Folha de S. Paulo


Santa democracia

Pedro Ladeira/Folhapress
Plenário da Câmara dos Deputados vazio durante sessão não deliberativa em agosto de 2016
Plenário da Câmara dos Deputados vazio durante sessão não deliberativa em agosto de 2016

SÃO PAULO - "Contra a Democracia". O título do livro do filósofo americano Jason Brennan pode ser bom para as vendas, mas não ajuda muito na hora de fazer-se compreender. Ao longo do último par de décadas, desenvolvemos uma reverência quase religiosa para com a democracia, e tudo o que pareça ir contra ela se torna motivo de opróbrio.

Imagino que, por causa do título, parte dos leitores já abra o livro com um pé atrás. Mas Brennan, embora faça severas críticas a democracia, não chega a ser contrário a ela.

O filósofo recorre à literatura que investigou empiricamente como o eleitor define seu voto e tenta mostrar que deveríamos ter medo de entregar decisões importantes e que valem para todos os cidadãos a uma turba tão despreparada.

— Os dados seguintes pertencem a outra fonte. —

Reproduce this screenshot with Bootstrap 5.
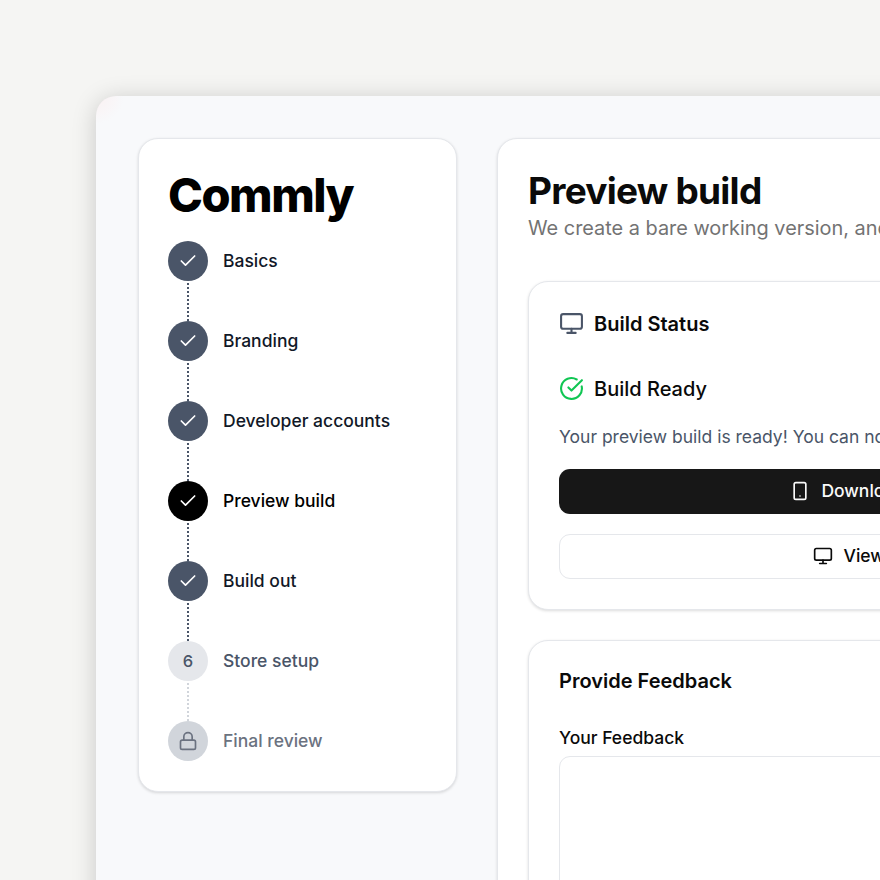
<!DOCTYPE html>
<html lang="en">
<head>
<meta charset="utf-8">
<title>Commly – Preview build</title>
<link href="https://cdn.jsdelivr.net/npm/bootstrap@5.3.0/dist/css/bootstrap.min.css" rel="stylesheet">
<style>
html, body { height: 880px; overflow: hidden; }
body { background: #f5f5f3; font-family: Inter, "Liberation Sans", sans-serif; padding: 96px 0 0 96px; color: #0a0a0a; }
.app-window { width: 1300px; height: 1200px; background: radial-gradient(circle at 0 0, rgba(255,225,225,.35), rgba(255,225,225,0) 28px), #f8f9fb; border-radius: 20px; box-shadow: 0 3px 24px rgba(0,0,0,.18); padding: 41.5px; gap: 40.5px; }
.panel { background: #fff; border: 1px solid #e5e7eb; border-radius: 20px; box-shadow: 0 1px 3px rgba(0,0,0,.14); }
.side-panel { width: 319px; height: 654px; padding: 30px 29.5px; flex: none; }
.logo-text { font-family: Inter, sans-serif; font-weight: 800; font-size: 47px; letter-spacing: -1.5px; line-height: 52px; color: #000; margin: 0 0 20px; }
.step-item { height: 80px; gap: 15px; position: relative; font-size: 17.5px; font-weight: 450; color: #111827; line-height: 40px; }
.step-item:last-child { height: 40px; }
.step-dot { width: 40px; height: 40px; border-radius: 50%; background: #4a5568; flex: none; color: #fff; }
.step-line { position: absolute; left: 19px; top: 42px; height: 38px; border-left: 2px dotted #4a5568; }
.line-light { border-left-color: #d1d5db; }
.dot-active { background: #000; }
.dot-next { background: #e5e7eb; color: #4a5568; font-size: 16.5px; }
.dot-locked { background: #d1d5db; }
.text-next { color: #4a5568; }
.text-locked { color: #6b7280; }
.text-active { color: #000; }
.main-panel { width: 800px; flex: none; padding: 30px; }
.page-title { font-size: 37px; font-weight: 700; letter-spacing: -.75px; line-height: 44px; margin: 0; color: #0a0a0a; }
.page-sub { font-size: 19.9px; line-height: 30px; color: #737373; margin: 0 0 38px; white-space: nowrap; }
.sub-card { padding: 28px 30px 30px; margin-bottom: 30px; border-radius: 20px; }
.sub-card-feedback { padding-top: 26px; }
.card-head { font-size: 20px; font-weight: 600; line-height: 28px; margin: 0; gap: 10px; color: #0a0a0a; }
.ready-head { font-size: 20px; font-weight: 500; line-height: 28px; gap: 10px; margin: 37px 0 20px; color: #0a0a0a; }
.ready-copy { font-size: 17.5px; line-height: 28px; color: #4a5568; margin: 0 0 18px; font-weight: 400; }
.btn-build { width: 680px; height: 45px; border-radius: 11px; font-size: 17.5px; font-weight: 500; gap: 11px; background: #171717; color: #fafafa; border: 0; margin-bottom: 20px; }
.btn-web { background: #fff; color: #0a0a0a; border: 1px solid #e5e7eb; margin-bottom: 0; gap: 10px; }
.feedback-title { font-size: 20px; font-weight: 600; line-height: 28px; margin: 0 0 29px; color: #0a0a0a; }
.feedback-label { font-size: 17.5px; font-weight: 450; line-height: 28px; margin: 0 0 4px; display: block; color: #0a0a0a; }
.feedback-box { width: 680px; height: 200px; border: 1px solid #e5e7eb; border-radius: 11px; box-shadow: none; }
</style>
</head>
<body>
<div class="app-window d-flex align-items-start">
  <aside class="panel side-panel">
    <h1 class="logo-text">Commly</h1>
    <div class="step-item d-flex"><span class="step-dot d-flex align-items-center justify-content-center"><svg width="20" height="20" viewBox="0 0 24 24" fill="none" stroke="currentColor" stroke-width="2" stroke-linecap="round" stroke-linejoin="round"><path d="M20 6 9 17l-5-5"/></svg></span><span>Basics</span><i class="step-line"></i></div>
    <div class="step-item d-flex"><span class="step-dot d-flex align-items-center justify-content-center"><svg width="20" height="20" viewBox="0 0 24 24" fill="none" stroke="currentColor" stroke-width="2" stroke-linecap="round" stroke-linejoin="round"><path d="M20 6 9 17l-5-5"/></svg></span><span>Branding</span><i class="step-line"></i></div>
    <div class="step-item d-flex"><span class="step-dot d-flex align-items-center justify-content-center"><svg width="20" height="20" viewBox="0 0 24 24" fill="none" stroke="currentColor" stroke-width="2" stroke-linecap="round" stroke-linejoin="round"><path d="M20 6 9 17l-5-5"/></svg></span><span>Developer accounts</span><i class="step-line"></i></div>
    <div class="step-item d-flex"><span class="step-dot dot-active d-flex align-items-center justify-content-center"><svg width="20" height="20" viewBox="0 0 24 24" fill="none" stroke="currentColor" stroke-width="2" stroke-linecap="round" stroke-linejoin="round"><path d="M20 6 9 17l-5-5"/></svg></span><span class="text-active">Preview build</span><i class="step-line"></i></div>
    <div class="step-item d-flex"><span class="step-dot d-flex align-items-center justify-content-center"><svg width="20" height="20" viewBox="0 0 24 24" fill="none" stroke="currentColor" stroke-width="2" stroke-linecap="round" stroke-linejoin="round"><path d="M20 6 9 17l-5-5"/></svg></span><span>Build out</span><i class="step-line"></i></div>
    <div class="step-item d-flex"><span class="step-dot dot-next d-flex align-items-center justify-content-center">6</span><span class="text-next">Store setup</span><i class="step-line line-light"></i></div>
    <div class="step-item d-flex"><span class="step-dot dot-locked d-flex align-items-center justify-content-center"><svg width="20" height="20" viewBox="0 0 24 24" fill="none" stroke="#6b7280" stroke-width="2" stroke-linecap="round" stroke-linejoin="round"><rect x="3" y="11" width="18" height="11" rx="2" ry="2"/><path d="M7 11V7a5 5 0 0 1 10 0v4"/></svg></span><span class="text-locked">Final review</span></div>
  </aside>
  <main class="panel main-panel">
    <h2 class="page-title">Preview build</h2>
    <p class="page-sub">We create a bare working version, and you can try it out before we finish the rest.</p>
    <section class="panel sub-card">
      <h3 class="card-head d-flex align-items-center"><svg width="25" height="25" viewBox="0 0 24 24" fill="none" stroke="#4a5568" stroke-width="2" stroke-linecap="round" stroke-linejoin="round"><rect x="2" y="3" width="20" height="14" rx="2"/><path d="M8 21h8M12 17v4"/></svg>Build Status</h3>
      <div class="ready-head d-flex align-items-center"><svg width="25" height="25" viewBox="0 0 24 24" fill="none" stroke="#10c653" stroke-width="2" stroke-linecap="round" stroke-linejoin="round"><path d="M21.8 10A10 10 0 1 1 17 3.34"/><path d="m9 11 3 3L22 4"/></svg>Build Ready</div>
      <p class="ready-copy text-nowrap">Your preview build is ready! You can now test it on your device or in the browser.</p>
      <button class="btn btn-build d-flex align-items-center justify-content-center"><svg width="20" height="20" viewBox="0 0 24 24" fill="none" stroke="currentColor" stroke-width="2" stroke-linecap="round" stroke-linejoin="round"><rect x="5" y="2" width="14" height="20" rx="2"/><path d="M12 18h.01"/></svg>Download Latest Build</button>
      <button class="btn btn-build btn-web d-flex align-items-center justify-content-center"><svg width="20" height="20" viewBox="0 0 24 24" fill="none" stroke="currentColor" stroke-width="2" stroke-linecap="round" stroke-linejoin="round"><rect x="2" y="3" width="20" height="14" rx="2"/><path d="M8 21h8M12 17v4"/></svg>View on Desktop</button>
    </section>
    <section class="panel sub-card sub-card-feedback">
      <h3 class="feedback-title">Provide Feedback</h3>
      <label class="feedback-label" for="fb">Your Feedback</label>
      <textarea id="fb" class="form-control feedback-box"></textarea>
    </section>
  </main>
</div>
<script src="https://cdn.jsdelivr.net/npm/bootstrap@5.3.0/dist/js/bootstrap.bundle.min.js"></script>
</body>
</html>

A maioria dos eleitores não se interessa por política, votando levianamente, e os que ligam tendem a ser militantes que não conseguem nem reconhecer fatos que não favoreçam sua causa.

O filósofo passa então a defender o que chama de epistocracia, na qual cidadãos cognitivamente mais preparados teriam maior poder decisório. Brennan menciona algumas possibilidades, como condicionar o título de eleitor à aprovação em um exame teórico, semelhante ao processo que dá a carteira de motorista.

Ele próprio, porém, parece cético em relação à viabilidade de soluções mais elitistas. Acaba apostando suas fichas num mecanismo mais modesto, que seria conceder uma espécie de poder de veto a um corpo de sábios não eleitos.

Assim descrito, parece meio estranho, mas já conferimos esse poder a um grupo muito parecido quando damos às cortes constitucionais a possibilidade de vetar leis e barrar candidatos por razões jurídicas.

O que Brennan sugere é que estendamos esse princípio para abarcar não só motivos jurídicos mas também econômicos, sociológicos etc. As cortes já fazem um pouco isso, embora sempre precisem encontrar pretextos no direito.